In these same years the poet Ezra Pound was sent a manuscript that had been written by the scholar Ernest Fenollosa who had been studying the origins of the Japanese and Chinese alphabets, whose characters had originally been drawings!

“Chinese poetry has the unique advantage of combining both elements.  It speaks at once with the vividness of painting, and with the mobility of sounds.”[ii]

chinese3[iii]

Ezra Pound called this the ‘ideogramic method’ and used what he had learned from Fenollosa to define and clarify the quality known as ‘economy of means’ that is so important to both painters and poets.  This also led directly to the invention of ‘Imagist Poetry’ that is characterized by clarity and directness.

In letters and conversations with Louis Aragon throughout his lifetime Henri Matisse often explained that:  “The sign is determined at the moment I use it and for the object of which it must form a part.  For this reason I cannot determine in advance signs which never change and which would be like writing:  that would paralyze the freedom of my invention.”[iv]

chinese4
Henri Matisse
“Acrobat”
1952
Brush and ink on paper
41 3/8” x 29 1/2”
Private Collection

Aragon helped to ‘translate’ many of Matisse’s statements, paintings and drawings, into literature through his essay ‘Matisse en France’ from 1942-43 and the two volume ‘Matisse:  A Novel’ from 1972.

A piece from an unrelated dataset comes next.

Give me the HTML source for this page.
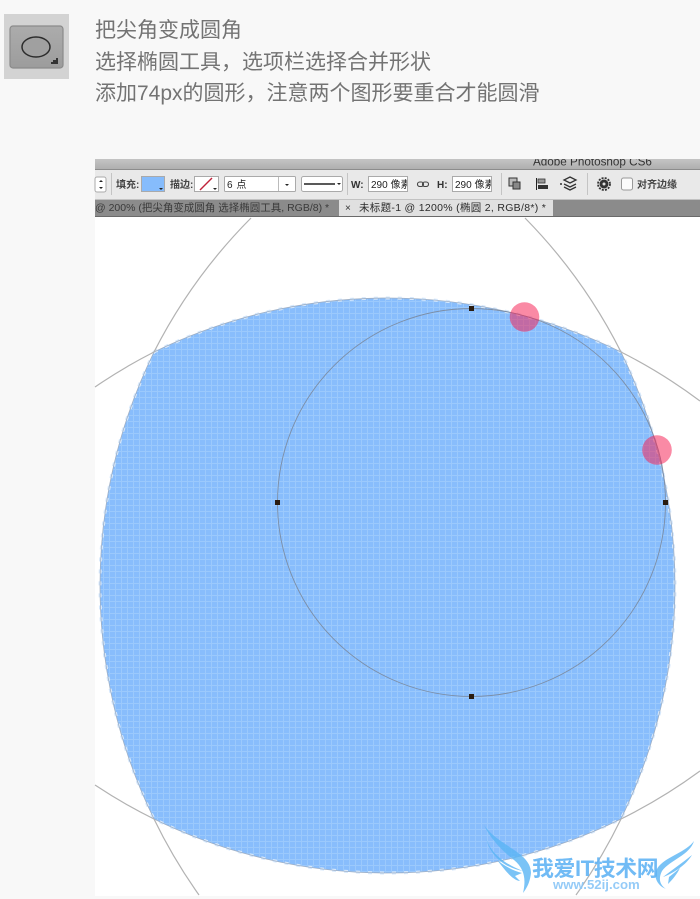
<!DOCTYPE html>
<html lang="zh">
<head>
<meta charset="utf-8">
<style>
html,body{margin:0;padding:0;width:700px;height:899px;overflow:hidden;background:#f8f8f8}
body{position:relative;font-family:"Liberation Sans","Noto Sans CJK SC",sans-serif}
.t{position:absolute;left:95px;font-size:21px;line-height:32px;color:#737373;white-space:nowrap;font-family:"Liberation Sans","Noto Sans CJK SC",sans-serif}
svg{position:absolute;left:0;top:0;display:block}
svg text{font-family:"Liberation Sans","Noto Sans CJK SC",sans-serif}
</style>
</head>
<body>
<div class="t" style="top:15px">把尖角变成圆角</div>
<div class="t" style="top:47px">选择椭圆工具，选项栏选择合并形状</div>
<div class="t" style="top:78px">添加74px的圆形，注意两个图形要重合才能圆滑</div>
<svg width="700" height="899" viewBox="0 0 700 899" xmlns="http://www.w3.org/2000/svg">
<defs>
<pattern id="g" width="6" height="6" patternUnits="userSpaceOnUse" x="1" y="1">
<rect width="6" height="6" fill="#88bdfc"/>
<path d="M0 .5H6M.5 0V6" stroke="#9bc9fc" stroke-width="1"/>
</pattern>
<clipPath id="tc"><rect x="95" y="159" width="605" height="11"/></clipPath>
<linearGradient id="tb" x1="0" y1="0" x2="0" y2="1"><stop offset="0" stop-color="#c4c4c4"/><stop offset="1" stop-color="#adadad"/></linearGradient>
<linearGradient id="ic" x1="0" y1="0" x2="0" y2="1"><stop offset="0" stop-color="#acacac"/><stop offset="1" stop-color="#9c9c9c"/></linearGradient>
</defs>

<!-- tool icon -->
<rect x="4" y="14" width="65" height="65" fill="#d3d3d3"/>
<rect x="10" y="26" width="53" height="42" rx="3" fill="url(#ic)" stroke="#8a8a8a" stroke-width="1.200"/>
<ellipse cx="36" cy="47" rx="14" ry="10" fill="#a0a0a0" stroke="#2c2c2c" stroke-width="1.500"/>
<path d="M51 64h7v-6h-2v2h-3v2h-2z" fill="#333"/>

<!-- image area -->
<rect x="95" y="217" width="605" height="679" fill="#fff"/>
<path d="M154 352A532 532 0 0 1 621 352A532 532 0 0 1 621 819A532 532 0 0 1 154 819A532 532 0 0 1 154 352Z" fill="url(#g)"/>
<path d="M154 352A532 532 0 0 1 621 352A532 532 0 0 1 621 819A532 532 0 0 1 154 819A532 532 0 0 1 154 352Z" fill="none" stroke="#d6e8fc" stroke-width="3" stroke-dasharray="4 8"/>
<path d="M154 352A532 532 0 0 1 621 352A532 532 0 0 1 621 819A532 532 0 0 1 154 819A532 532 0 0 1 154 352Z" fill="none" stroke="#9fb0c6" stroke-width=".8"/>
<g fill="none" stroke="#b2b2b2" stroke-width="1.200">
<path d="M251 218A532 532 0 0 0 154 352"/>
<path d="M95 387A532 532 0 0 1 154 352"/>
<path d="M621 352A532 532 0 0 1 700 401"/>
<path d="M525 218A532 532 0 0 1 621 352"/>
<path d="M154 819A532 532 0 0 0 199 895"/>
<path d="M95 785A532 532 0 0 0 154 819"/>
<path d="M621 819A532 532 0 0 0 700 771"/>
<path d="M621 819A532 532 0 0 1 576 895"/>
</g>
<circle cx="471.500" cy="502.500" r="194" fill="none" stroke="#7c8ea6" stroke-width=".9"/>
<g fill="#2a1c10">
<rect x="469" y="306" width="5" height="5"/>
<rect x="663" y="500" width="5" height="5"/>
<rect x="275" y="500" width="5" height="5"/>
<rect x="469" y="694" width="5" height="5"/>
</g>
<circle cx="524.500" cy="317" r="14.800" fill="#f51e52" fill-opacity=".52"/>
<circle cx="657" cy="450" r="14.800" fill="#f51e52" fill-opacity=".52"/>

<!-- title bar -->
<rect x="95" y="159" width="605" height="11" fill="url(#tb)"/>
<rect x="95" y="169" width="605" height="1" fill="#8c8c8c"/>
<text x="533" y="165.500" font-size="11.700" fill="#333" clip-path="url(#tc)">Adobe Photoshop CS6</text>

<!-- option bar -->
<rect x="95" y="170" width="605" height="29" fill="#e9e9e9"/>
<g stroke="#c4c4c4"><path d="M111.500 173V195M347.500 173V195M501.500 173V195M587.500 173V195"/></g>
<rect x="95" y="177" width="11" height="15" rx="2" fill="#fff" stroke="#aaa"/>
<path d="M99 182l2-2 2 2zM99 187l2 2 2-2z" fill="#222"/>
<text x="116" y="188" font-size="10" font-weight="700" fill="#444">填充:</text>
<rect x="141.500" y="176.500" width="23" height="15" fill="#86bcfc" stroke="#aaa"/>
<path d="M159 188h4l-2 2z" fill="#222"/>
<text x="170" y="188" font-size="10" font-weight="700" fill="#444">描边:</text>
<rect x="194.500" y="176.500" width="24" height="15" fill="#fff" stroke="#aaa"/>
<path d="M200 190L212 178" stroke="#c0223a" stroke-width="1.400"/>
<path d="M213 188h4l-2 2z" fill="#222"/>
<rect x="224.500" y="176.500" width="71" height="15" rx="1" fill="#fff" stroke="#aaa"/>
<path d="M278.500 177V191" stroke="#bbb"/>
<path d="M285 184h4l-2 2z" fill="#222"/>
<text x="227" y="188" font-size="10" fill="#222" letter-spacing=".5">6 点</text>
<rect x="301.500" y="176.500" width="41" height="15" rx="2" fill="#fff" stroke="#aaa"/>
<path d="M304 184H335" stroke="#222" stroke-width="1.600"/>
<path d="M337 183h4l-2 2z" fill="#222"/>
<text x="351" y="188" font-size="10" font-weight="700" fill="#333">W:</text>
<rect x="368.500" y="176.500" width="39" height="15" fill="#fff" stroke="#aaa"/>
<svg x="369" y="177" width="38" height="14" viewBox="369 177 38 14"><text x="371" y="188" font-size="10" fill="#222">290 像素</text></svg>
<rect x="417.500" y="182" width="6" height="4.500" rx="2.200" fill="none" stroke="#444" stroke-width="1.100"/>
<rect x="422.500" y="182" width="6" height="4.500" rx="2.200" fill="none" stroke="#444" stroke-width="1.100"/>
<text x="437" y="188" font-size="10" font-weight="700" fill="#333">H:</text>
<rect x="452.500" y="176.500" width="39" height="15" fill="#fff" stroke="#aaa"/>
<svg x="453" y="177" width="38" height="14" viewBox="453 177 38 14"><text x="455" y="188" font-size="10" fill="#222">290 像素</text></svg>
<rect x="509" y="178" width="8" height="8" fill="#bbb" stroke="#333"/>
<rect x="513" y="182" width="7" height="7" fill="#888" stroke="#333"/>
<path d="M536.500 178V190" stroke="#222"/><rect x="538" y="179" width="7" height="4" fill="#999" stroke="#333" stroke-width=".8"/><rect x="538" y="185" width="10" height="4" fill="#333"/>
<path d="M570 177l6 3-6 3-6-3zM564 184l6 3 6-3M564 187l6 3 6-3" fill="none" stroke="#333" stroke-width="1.300"/>
<circle cx="561" cy="184" r="1" fill="#333"/>
<circle cx="604" cy="184" r="4.500" fill="#333"/><circle cx="604" cy="184" r="6" fill="none" stroke="#333" stroke-width="1.800" stroke-dasharray="2 1.200"/><circle cx="604" cy="184" r="1.500" fill="#ddd"/>
<rect x="621.500" y="178" width="11" height="12" rx="2" fill="#fbfbfb" stroke="#999"/>
<text x="637" y="188" font-size="10" font-weight="700" fill="#444">对齐边缘</text>

<!-- tab bar -->
<rect x="95" y="199.500" width="605" height="17.500" fill="#8b8b8b"/>
<rect x="95" y="216" width="605" height="1" fill="#6a6a6a"/>
<text x="95" y="211" font-size="10.500" fill="#3a3a3a">@ 200% (把尖角变成圆角 选择椭圆工具, RGB/8) *</text>
<rect x="339" y="200" width="214" height="16" fill="#e0e0e0"/>
<text x="345" y="211" font-size="10" fill="#333">×</text>
<text x="359" y="211" font-size="10.500" fill="#2a2a2a" letter-spacing=".3">未标题-1 @ 1200% (椭圆 2, RGB/8*) *</text>

<!-- watermark -->
<g fill="#5ab5f5" opacity=".8">
<path d="M484 825C498 846 531 852 531 873C530 882 527 888 523 893C526 880 525 869 514 860C502 851 490 838 484 825Z"/>
<path d="M486 838C490 852 504 864 523 871C505 868 490 856 486 838Z"/>
<path d="M497 860C506 867 514 871 522 873L515 876L520 881C512 880 505 870 497 860Z"/>
<path d="M694 841C690 855 670 860 662 871C658 879 660 885 666 889C656 885 652 874 659 866C668 856 686 852 694 841Z"/>
<path d="M692 855C686 865 674 873 663 877C672 870 682 863 692 855Z"/>
<path d="M680 868C677 874 673 879 668 884L669 877L674 873Z"/>
</g>
<text x="532" y="876" font-size="21.800" font-weight="700" fill="#5eb2f4" letter-spacing="-.3" opacity=".88">我爱IT技术网</text>
<text x="553" y="889" font-size="13.200" font-weight="700" fill="#8ac6f7" opacity=".9">www.52ij.com</text>
</svg>
</body>
</html>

Similar concerns can be seen in the works of Henri Michaux working in Paris and Thomas Merton working in Lexington, Kentucky.  They were both interested in painting and poetry, through which they each investigated the use of signs.

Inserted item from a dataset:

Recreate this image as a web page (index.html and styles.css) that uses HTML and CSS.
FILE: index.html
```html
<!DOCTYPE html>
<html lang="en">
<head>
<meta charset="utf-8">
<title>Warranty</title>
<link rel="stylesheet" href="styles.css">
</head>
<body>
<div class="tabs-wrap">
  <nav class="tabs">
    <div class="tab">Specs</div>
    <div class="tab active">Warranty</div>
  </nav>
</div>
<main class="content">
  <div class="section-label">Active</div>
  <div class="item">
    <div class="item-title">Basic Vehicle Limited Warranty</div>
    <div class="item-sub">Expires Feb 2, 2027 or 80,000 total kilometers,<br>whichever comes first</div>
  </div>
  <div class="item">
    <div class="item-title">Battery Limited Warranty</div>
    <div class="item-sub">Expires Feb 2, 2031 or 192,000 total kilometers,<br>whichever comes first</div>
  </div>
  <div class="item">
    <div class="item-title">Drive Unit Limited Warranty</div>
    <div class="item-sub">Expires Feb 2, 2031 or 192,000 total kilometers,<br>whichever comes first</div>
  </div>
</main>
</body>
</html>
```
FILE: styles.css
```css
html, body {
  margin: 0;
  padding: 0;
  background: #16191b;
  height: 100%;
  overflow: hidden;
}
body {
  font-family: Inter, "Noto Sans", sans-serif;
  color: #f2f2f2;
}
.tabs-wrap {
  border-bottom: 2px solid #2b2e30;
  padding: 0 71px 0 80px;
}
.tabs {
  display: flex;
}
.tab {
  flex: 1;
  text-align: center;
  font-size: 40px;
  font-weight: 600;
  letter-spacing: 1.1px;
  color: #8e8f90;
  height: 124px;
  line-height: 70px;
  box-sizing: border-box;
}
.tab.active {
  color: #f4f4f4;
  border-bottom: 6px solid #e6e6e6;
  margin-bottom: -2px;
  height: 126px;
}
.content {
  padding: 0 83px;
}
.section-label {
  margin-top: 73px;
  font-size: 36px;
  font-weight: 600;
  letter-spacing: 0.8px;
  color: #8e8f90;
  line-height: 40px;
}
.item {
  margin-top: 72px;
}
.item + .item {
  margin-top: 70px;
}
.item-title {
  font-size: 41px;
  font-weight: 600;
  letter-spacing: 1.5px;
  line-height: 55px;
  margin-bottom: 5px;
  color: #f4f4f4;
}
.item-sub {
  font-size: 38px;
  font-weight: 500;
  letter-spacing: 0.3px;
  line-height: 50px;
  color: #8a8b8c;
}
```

“To abstract means to free oneself, to come disentangled.”

“The hand should be empty, should in no way hinder what’s flowing into it.”

“Only the ‘exact placement,’ the ‘just proportion’ matter.”[v]

chinese5
Henri Michaux
“Untitled (Mouvements)”
c. 1950-51
India ink on paper
12 5/8” x 9 1/2”
Private collection

More recently, in an interview with Janie C. Lee at the Whitney Museum of American Art on 21 May 1998, Brice Marden described some of his work in the “St. Bart’s 1985-86 Series” in this way:  “The whole history of the life is right there on the surface.  These drawings were all started as individual sheets in a book.  Then I took the book apart and started putting them together in different sequences.  Some I reworked, putting two sheets on

chinese6
Brice Marden
“St. Bart’s 1985-86 N.Y. 3”
1985-1986
Ink and gouache on paper
7 5/16” x 7 7/8”
Whitney Museum of American Art, New York

each page . . . . Top to bottom and across to the left.  I was following the Chinese calligraphic method.  It was easier for me because I’m left handed, so if I work from right to left, I don’t run the chance of smudging the ink or some marking.  These were very early calligraphy-based drawings.”[vi]

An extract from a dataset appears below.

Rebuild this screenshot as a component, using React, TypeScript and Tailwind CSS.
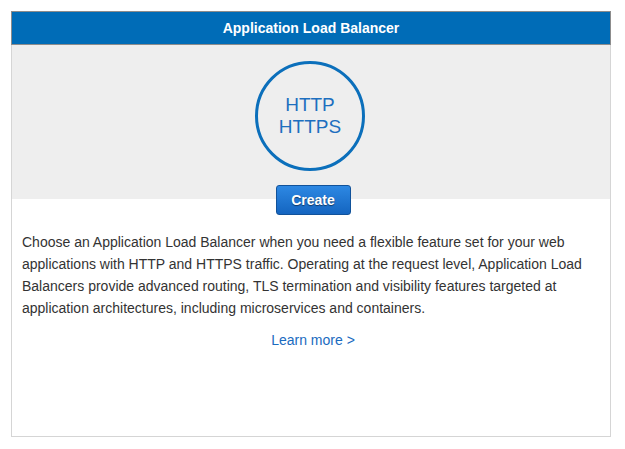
export default function App() {
  return (
    <div className="min-h-[449px] bg-white pl-[11px] pt-[11px] font-['Liberation_Sans',Arial,sans-serif]">
      <div className="flex h-[426px] w-[600px] flex-col border border-[#d5d5d5] bg-white">
        <div className="-mx-px -mt-px flex h-[34px] items-center justify-center border border-[#8c8c8c] bg-[#006cb7] text-[14px] font-bold text-white">
          Application Load Balancer
        </div>
        <div className="flex flex-col items-center bg-[#eeeeee] pt-[16px] pb-[28px]">
          <div className="mr-[2px] flex h-[110px] w-[110px] flex-col items-center justify-center rounded-full border-[3px] border-[#0b6fbb] text-[19px] leading-[22px] text-[#1d6fbf]">
            <span>HTTP</span>
            <span>HTTPS</span>
          </div>
        </div>
        <div className="-mt-[14px] flex justify-center pl-[4px]">
          <button className="h-[30px] w-[75px] rounded-[3px] border border-[#11529a] bg-gradient-to-b from-[#2d88e3] to-[#1465c0] text-[14px] font-bold text-white [text-shadow:0_1px_1px_rgba(0,0,0,0.5)]">
            Create
          </button>
        </div>
        <p className="mt-[16px] px-[10px] text-[14px] leading-[22px] text-[#333333]">
          Choose an Application Load Balancer when you need a flexible feature set for your web
          applications with HTTP and HTTPS traffic. Operating at the request level, Application Load
          Balancers provide advanced routing, TLS termination and visibility features targeted at
          application architectures, including microservices and containers.
        </p>
        <div className="mt-[10px] pl-[4px] text-center text-[14px] leading-[22px]">
          <a href="#" className="text-[#1a6bc0]">
            Learn more &gt;
          </a>
        </div>
      </div>
    </div>
  );
}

The effects of Matisse’s experiments along with Fenollosa’s observations have been wide ranging:  from the paintings of Henri Michaux to the calligraphies of Thomas Merton, to Brice Marden’s recent drawings and even to a few of my own students over the years, especially the work of Rene Gonzalez.

chinese7
Rene Gonzales
“The Civil War Cannon”
Pen & ink on paper
8 1/2” x 11”
1997
Courtesy of the artist

“Yes, I remember these drawings very well…they were an automatic drawing series.  I had been studying a lot of Motherwell at that time and watched a documentary on his Reconciliation Elegy work.  In it, he described a process where he would sit down with a stack of paper and ink and a brush and just knock out gestures with no edits or reworks.  He could then look at 50 to 100 drawings on the floor and begin to select the ones he wanted to investigate further.  The series of drawings I did went through a similar process and only a few were then selected as the actual compositions to my paintings.  I believe they were either 8 1/2 x 11 or smaller but I do not remember.”[vii]

chinese8
Rene Gonzales
“An M-16”
Pen & ink on paper
8 1/2” x 11”
1997
Courtesy of the artist

“The freedom of the artist is to be sought precisely in the choice of his work and not in the choice of the role as ‘artist’ which society asks him to play.”[viii]

chinese9[ix]


[i] Lipsey, Robert; Angelic Mistakes:  The Art of Thomas Merton; New Seeds Publishing; Boston & London; 2006; p. 100.

[ii] Fenollosa, Ernest and Ezra Pound, ed.; The Chinese Written Character as a Medium for Poetry; City Lights Books; San Francisco, California; 1936; p. 9.

[iii] This example has been published in both Fenollosa (p. 8) and Michaux (p. 43).  It shows three characters, all containing legs.  To the right the ideogram for ‘horse’ with four legs underneath.  In the center is an ‘eye’ being carried by two legs.  And on the left the image of a man.  As both authors explain, these images taken together produce the line:  “man sees horse.”

[iv] Schneider, Pierre; Matisse; Rizzoli International; New York, New York; 1984 and 2002; p. 576.

[v] Michaud, Henri; translated by Gustaf Sobin; Henri Michaux:  Ideograms in China; New Directions Publishing Corporation; New York, New York; 1975; (unpaginated).

[vi] Lee, Janie C.; Brice Marden Drawings; The Whitney Museum of American Art and Harry N. Abrams, Inc.; New York, New York; 1998; p. 19.

[vii] From E-MAIL communications between the artist and this writer on 14 January and 27 January 2017.

[viii] Lipsey, Robert; Angelic Mistakes:  The Art of Thomas Merton; p. 100.

[ix] This last example is taken from Fenollosa (p. 40).  It shows a ‘mouth’ on the lower right with words and tongue coming out of it.  On the left is the figure of a ‘man.’  Taken together, they form the sign:  “a man standing beside his word, truth.”